Input images must be in RGB 3 channels format and the length of the short side must be equals to or greater than 56.
If
register_hierarchical_occlusion()
is called butregister_saliency()
is not called, then both PyNative and Graph mode are supported.
HOC Pages and Functions
You can see that the ‘Counterfactual Explanation’ operations are enabled for those explanation jobs employed HOC. Clicking it will lead you to the HOC explanation page.
The HOC explanation page displays all HOC results, includes:
Samples with prediction confidence of any tag that greater than 0.5 and their original images.
Prediction confidence of the target tags.
The outcome images and their prediction confidences of each layer.
Operations:
In the upper right corner of “Picture list” panel, there is a “Hide” switch. When the switch is turned on, the samples without HOC explanation result will not be displayed. By default, the switch is on and the users can turn it off to display all samples.
Change the tag filter and sampler sorting on the left “Picture list” panel. Samples can be sorted by prediction confidence.

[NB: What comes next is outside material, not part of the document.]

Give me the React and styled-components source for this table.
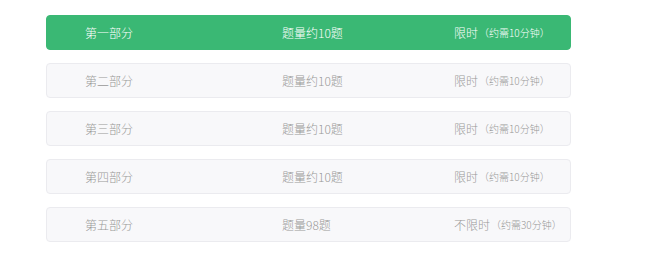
import React from 'react'
import styled, { createGlobalStyle } from 'styled-components'

const GlobalStyle = createGlobalStyle`
  body {
    margin: 0;
    background: #ffffff;
    font-family: "Noto Sans CJK SC", "Noto Sans", sans-serif;
  }
`

const parts = [
  { name: '第一部分', count: '题量约10题', limit: '限时', time: '约需10分钟', active: true },
  { name: '第二部分', count: '题量约10题', limit: '限时', time: '约需10分钟' },
  { name: '第三部分', count: '题量约10题', limit: '限时', time: '约需10分钟' },
  { name: '第四部分', count: '题量约10题', limit: '限时', time: '约需10分钟' },
  { name: '第五部分', count: '题量98题', limit: '不限时', time: '约需30分钟' },
]

function App() {
  return (
    <Page>
      <GlobalStyle />
      <List>
        {parts.map(p => (
          <Row key={p.name} active={p.active}>
            <Name>{p.name}</Name>
            <Count>{p.count}</Count>
            <Limit>
              {p.limit}
              <Time>（{p.time}）</Time>
            </Limit>
          </Row>
        ))}
      </List>
    </Page>
  )
}

export default App

const Page = styled.div`
  padding: 15px 0 0 46px;
  height: 254px;
`

const List = styled.div`
  width: 525px;
  display: flex;
  flex-direction: column;
  gap: 13px;
`

const Row = styled.div.withConfig({ shouldForwardProp: p => p !== 'active' })`
  box-sizing: border-box;
  height: 35px;
  display: grid;
  grid-template-columns: 197px 172px 1fr;
  align-items: center;
  padding: 0 12px 0 38px;
  border-radius: 4px;
  font-size: 12px;
  font-weight: 300;
  background: ${props => (props.active ? '#3ab874' : '#f8f8fa')};
  border: 1px solid ${props => (props.active ? '#3ab874' : '#ebebef')};
  color: ${props => (props.active ? '#ffffff' : '#989898')};
`

const Name = styled.span``

const Count = styled.span``

const Limit = styled.span`
  display: flex;
  align-items: center;
  white-space: nowrap;
`

const Time = styled.span`
  font-size: 10px;
  margin-left: 1px;
`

Browse samples or switch to the next page in the sample list inside the left “Picture list” panel. Select a sample then its HOC results will be shown on the other panels.
Change the tag of HOC result showing on the center “Original Image” panel. Only tags with prediction confidence greater than 0.5 have HOC results.
Inspect the HOC search process on the bottom “Layer-by-layer Masking Process” panel, select a step image then it will be enlarged and shown on the right “View Explanation” panel. (Notes: The occluded regions were darkened and converted to greyscale for display, but it is not the case in the actual HOC search process, only Gaussian blur is employed while brightness and saturation are not altered.)